Since the start of the Industrial Revolution, agricultural practices and animal husbandry have released an estimated 135 gigatons — 135 billion metric tons — of carbon into the atmosphere, according to Rattan Lal, a soil scientist at Ohio State University. Even at current rates, that’s more than a decade’s worth of carbon dioxide emissions from all human sources. The world is warming not only because fossil fuels are being burned, but also because soils, forests and wetlands are being ravaged.
In recent years, some scientists have begun to ask whether we can put some of that carbon back into the soil and into living ecosystems, like grasslands and forests. This notion, known as carbon farming, has gained traction as it becomes clear that simply reducing emissions will not sufficiently limit global warming. According to the 2014 report by the Intergovernmental Panel on Climate Change, an authority on climate science that operates under the auspices of the United Nations, humankind also needs to remove some of the carbon already in the atmosphere to avoid, say, the collapse of polar glaciers and the inundation of coastal cities worldwide. “We can’t just reduce emissions,” Keith Paustian, a soil scientist at Colorado State University and an author of an earlier I.P.C.C. report, told me. “It’s all hands on deck. Things like soil and land use — everything is important.”…
…Nearly all the carbon that enters the biosphere is captured during photosynthesis, and as it moves through life’s web, every organism takes a cut for its own energy needs, releasing carbon dioxide as exhaust. This circular voyage is the short-term carbon cycle. Carbon farming seeks to interfere with this cycle, slowing the release of carbon back into the atmosphere. The practice is often conceptualized and discussed in terms of storing carbon, but really the idea is to change the flow of carbon so that, for a time at least, the carbon leaving a given ecosystem is less than the carbon entering it.

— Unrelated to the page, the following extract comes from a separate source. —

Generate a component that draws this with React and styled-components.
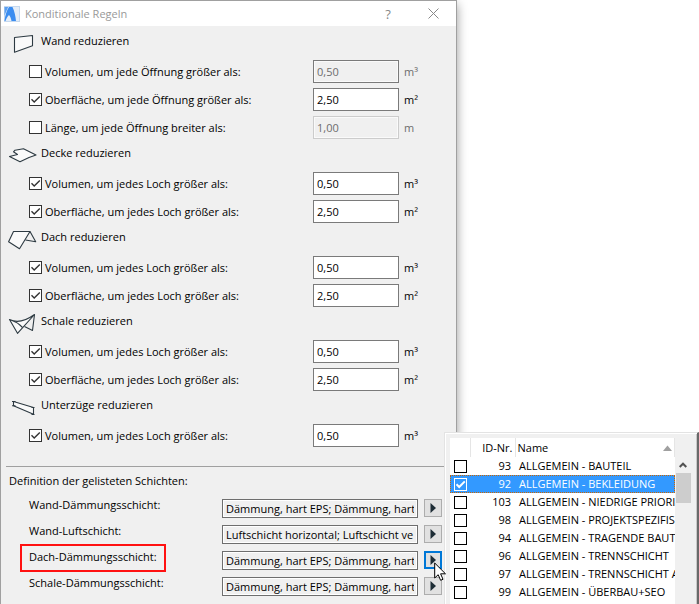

Dozens of land-management practices are thought to achieve this feat. Planting or restoring forests, for one: Trees lock up carbon in woody material. Another is adding biochar, a charcoal made from heated organic material, directly to soil. Or restoring certain wetlands that have an immense capacity to hold carbon. (Coal beds are the fossilized remains of ancient marshes and peatlands.)
More than one-third of earth’s ice-free surface is devoted to agriculture, meaning that much of it is already managed intensively. Carbon farming’s fundamental conceit is that if we change how we treat this land, we could turn huge areas of the earth’s surface into a carbon sponge. Instead of relying solely on technology to remove greenhouse gases from the air, we could harness an ancient and natural process, photosynthesis, to pump carbon into what’s called the pedosphere, the thin skin of living soil at the earth’s surface. If adopted widely enough, such practices could, in theory, begin to remove billions of tons of carbon dioxide from the atmosphere, nudging us toward a less perilous climate trajectory than our current one….
…The I.P.C.C. is preparing a special report on climate change and land use, to be finalized in 2019, that will consider in greater detail the potential of sequestering carbon in soil. But for now the biggest international effort to promote carbon farming is a French-led initiative called “four per 1,000.” The proposal aims to increase the amount of carbon in the soil of crop- and rangelands by 0.4 percent per year through a variety of agricultural and forestry practices. These include agroforestry (growing trees and crops together increases carbon retention), no-till agriculture (plowing causes erosion and carbon loss) and keeping farmland covered (bare dirt bleeds carbon). Doing so, the French argue, could completely halt the buildup of atmospheric carbon dioxide.
….But it is California, already in the vanguard on climate-mitigation efforts, that has led the way on carbon farming. By 2050, the state aims to reduce greenhouse-gas emissions to 20 percent of what they were in 1990. Nearly half its 58 counties have farmers and ranchers at various stages of developing and implementing carbon-farming plans. San Francisco, which already has the largest urban composting program in the country, hopes to become a model carbon-farming metropolis. Cities don’t have much room to plant trees or undertake other practices that remove carbon from the atmosphere, says Deborah Raphael, the director of San Francisco’s Department of the Environment. But they can certainly produce plenty of compost. “If we can show other cities how doable it is to get green waste out of landfills, we can prove the concept,” Raphael told me. “We like to say that San Francisco rehearses the future.”
Many of California’s carbon-farming efforts owe a debt to Wick, Creque and Silver. In 2008, they founded the Marin Carbon Project, a consortium of ranchers, scientists and land managers. The goal is to develop science-based carbon-farming practices and to help establish the incentives needed to encourage California farmers to adopt them. Silver continues to publish her findings in respected journals. Creque also started a nonprofit, the Carbon Cycle Institute, that assists farmers and ranchers in making carbon-farming plans.